There have been enough digressions and diversions and tangents for a little while – Time to get back to Aideen on the hunt that never ends. I keep thinking about that maths problem with the two hares racing, where one gets a head start, and the space in between (in the mathematical sense) never ends. It’s something about infinities and infinities, which I could never fully grasp. Anyway, there are beautiful infinities. But while I was enjoying a summer of lazy meanderings, there was one piece of information I was still doggedly trying to track down and prove once and for all: when did Aideen meet Kay Swift for the first time? When did they share a laugh, a story and become friends?
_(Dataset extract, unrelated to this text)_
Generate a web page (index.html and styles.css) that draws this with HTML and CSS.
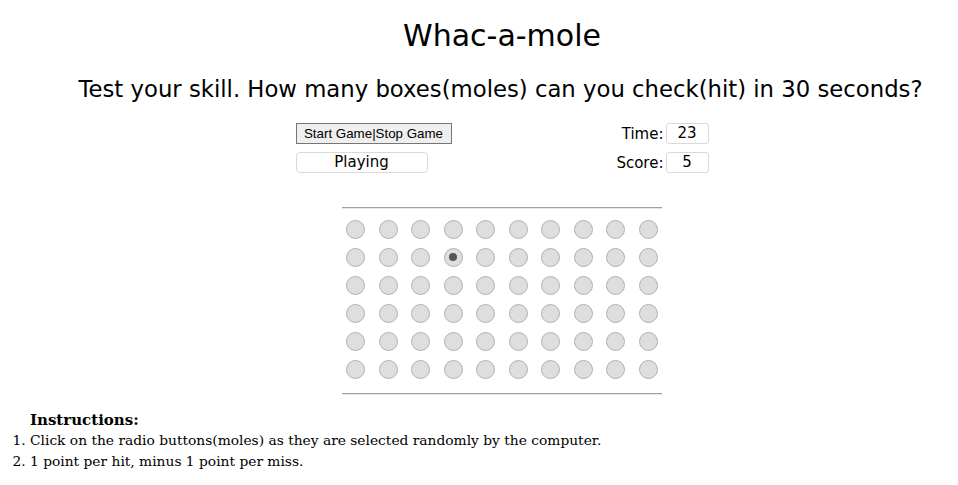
FILE: index.html
```html
<!DOCTYPE html>
<html>
<head>
<meta charset="utf-8">
<title>Whac-a-mole</title>
<link rel="stylesheet" href="styles.css">
</head>
<body>
<div class="page">
  <h1 class="title">Whac-a-mole</h1>
  <h2 class="subtitle">Test your skill. How many boxes(moles) can you check(hit) in 30 seconds?</h2>
  <div class="controls">
    <button class="start-btn" type="button">Start Game|Stop Game</button>
    <span class="label">Time:</span>
    <span class="box small">23</span>
    <span class="box status">Playing</span>
    <span class="label">Score:</span>
    <span class="box small">5</span>
  </div>
  <div class="board">
    <hr class="rule">
    <div class="grid" id="grid"></div>
    <hr class="rule">
  </div>
</div>
<div class="instructions">
  <div class="inst-title">Instructions:</div>
  <ol class="inst-list">
    <li>Click on the radio buttons(moles) as they are selected randomly by the computer.</li>
    <li>1 point per hit, minus 1 point per miss.</li>
  </ol>
</div>
<script>
  var g = document.getElementById('grid');
  for (var r = 0; r < 6; r++) {
    var row = document.createElement('div');
    row.className = 'row';
    for (var c = 0; c < 10; c++) {
      var m = document.createElement('span');
      m.className = 'mole' + (r === 1 && c === 3 ? ' on' : '');
      row.appendChild(m);
    }
    g.appendChild(row);
  }
</script>
</body>
</html>
```
FILE: styles.css
```css
html, body { margin: 0; padding: 0; background: #fff; }
body { color: #000; }
.page {
  padding: 0 0 0 54px;
  width: 896px;
  font-family: "DejaVu Sans", sans-serif;
}
.title {
  margin: 14px 0 0;
  line-height: 44px;
  font-size: 30px;
  font-weight: normal;
  text-align: center;
}
.subtitle {
  margin: 14px 0 0;
  padding-right: 3px;
  line-height: 34px;
  font-size: 22.75px;
  font-weight: normal;
  text-align: center;
}
.controls {
  margin: 17px auto 0;
  width: 413px;
  display: grid;
  grid-template-columns: auto 1fr auto;
  grid-template-rows: 21px 21px;
  row-gap: 8px;
  align-items: center;
}
.start-btn {
  justify-self: start;
  height: 21px;
  width: 156px;
  padding: 0;
  font-family: "Liberation Sans", Arial, sans-serif;
  font-size: 13.33px;
  color: #000;
  background: #efefef;
  border: 1px solid #767676;
  border-radius: 0;
}
.label {
  justify-self: end;
  font-size: 15px;
}
.box {
  box-sizing: border-box;
  height: 21px;
  line-height: 19px;
  border: 1px solid #d9d9d9;
  border-radius: 3px;
  text-align: center;
  font-size: 15px;
}
.small { width: 43px; margin-left: 2px; }
.status { width: 132px; border-radius: 4px; }
.board {
  width: 320px;
  margin: 34px auto 0;
}
.rule {
  margin: 0;
  border: 0;
  border-top: 1px solid #a0a0a0;
  border-bottom: 1px solid #e6e6e6;
  height: 0;
}
.grid { padding: 6px 0 10px; }
.row {
  display: flex;
  justify-content: space-between;
  align-items: center;
  padding: 0 4px;
  height: 28px;
}
.mole {
  box-sizing: border-box;
  width: 19px;
  height: 19px;
  border-radius: 50%;
  border: 1px solid #b0b0b0;
  background: #dedede;
  display: flex;
  align-items: center;
  justify-content: center;
}
.mole.on::after {
  content: "";
  width: 8px;
  height: 8px;
  border-radius: 50%;
  background: #555;
}
.instructions {
  margin-top: 15px;
  font-family: "DejaVu Serif", serif;
  font-size: 13.8px;
}
.inst-title {
  padding-left: 30px;
  font-weight: bold;
  font-size: 15px;
  line-height: 20px;
}
.inst-list {
  margin: 0;
  padding-left: 30px;
}
.inst-list li { line-height: 20px; }
.inst-list li + li { margin-top: 1px; }
```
There are numerous connections between the Abbey Company and Gershwin, not least of which the fact they were both managed by the Schuberts, a theatrical agency in New York City. I know for a fact that Eddie Byron, a radio star and Kay’s suitor in 1939, was a friend of Arthur and Barry. But how far back did that connection go? And it seems pertinent to know, did Aideen know Kay during the ‘Gershwin years’? You might argue that Gershwin is irrelevant here, in this story about women’s friendship. But the truth is, Kay Swift was a different person when she was with George Gershwin – she must have been.
In the tale of Kay Swift and Gershwin, there were many public moments that have been recorded for posterity. The biggest, of course, being the opening of Porgy and Bess in Boston in 1934/35. Thus, I was understandably excited when I found a note that May Craig left. A folder of odds and ends in her archive contained typed notes for some kind of an interview – perhaps for the radio or a book about the Abbey theatre. Among the oddly sprung type are handwritten notes, prompts for her own memory. She remembers the cherry blossom in Washington, meeting President Roosevelt AND being at a party in New Orleans where the guest of honour was DuBose Heyward, author of the novel on which Porgy and Bess was based.
To read about composers is to realise how close to writers they are in what they do. While you envision a languishing genius struck with bolts of musical energy, the truth is much slower and more mundane. Gershwin composed endlessly, exhausting all possible variations on a theme before choosing the best one. Neither he nor Kay Swift ever disposed of anything, but constantly recycled and reworked ideas to forge new work. For Porgy he devised a triangular system of inspiration: Heyward (a gifted poet) wrote lyrics, which Gershwin used as a basis for composing tunes. When other scenes were ‘needed’, he wrote music and passed it onto his brother Ira. His longtime collaborator, Ira could always find the lyrics to suit the melody and tell the story. (Can you follow that? I’m all about the mathematical figures today.)
But aside from the party with Heyward, where dinner was served so late that all the attendees were ravenous and probably quite tipsy, May Craig remembered seeing a production of Porgy and Bess and meeting Gershwin …
Much excitement in the sedate environs of the library! Perhaps Aideen and Kay met at the Washington National Theatre, where the cast rioted for desegregation in the audience. Or perhaps at the opening night party in Condé Nast’s apartment in New York, where the champagne flowed and the theatre critics read out their reviews. The wealth of material for a dramatic opening act to their friendship was almost overwhelming. Then, like all archivists, I had to go back to the source documentation, to the real details, the dates and facts. When were the Abbey players in the US? When was Porgy and Bess staged? When conceivably could these paths have crossed?
May Craig’s recollection is that they saw the show and met Gershwin in San Francisco. Perfect: the bright spring days of San Francisco in 1938, when F.R. Higgins had been left behind in New York. Elbert Wickes took Frolie dancing for St Patrick’s day, Aideen drank cocktails in Chinatown and visited the Mandarin theatre, and Ria Mooney made friends with a young Chinese girl who took her to the temple one afternoon. Then as the fog rolled in over the bay one evening, the Company went together to see the West Coast Revival of Porgy in the Curran Theatre on Geary Street. Still humming the tunes, they were brought back stage to meet the man himself and the beautiful Kay.
Anyone see the problem with this version of events?
Gershwin went into a coma in July 1937, from which he never recovered. He was dead and buried by the spring of 1938, when that revival hit the West Coast.
If Aideen was doing the jig-hop with Kay Swift in a San Francisco night club, it was after the death of George Gershwin. May Craig misremembered, or I’ve failed to find a production of Porgy and Bess in San Francisco that coincided with the Abbey tours.
There are times when it’s SO TEMPTING to dispense with a couple of facts and weave a tale from the truths you choose. But I also have discovered in the last few years that resisting that temptation and carrying on searching for the absolute truth can conjure up more dramatic scenes than anything you could envision. There are improbabilities, there is the infinite, and there is the beautiful infinitely unknown.
September 10, 2013 at 10:59 am
That last sentence is a wonderful short statement of the charms of nonfiction, both for readers and writers.
September 10, 2013 at 3:56 pm
Thanks Adrian – It’s also a statement about how it’s frequently utterly frustrating to write it!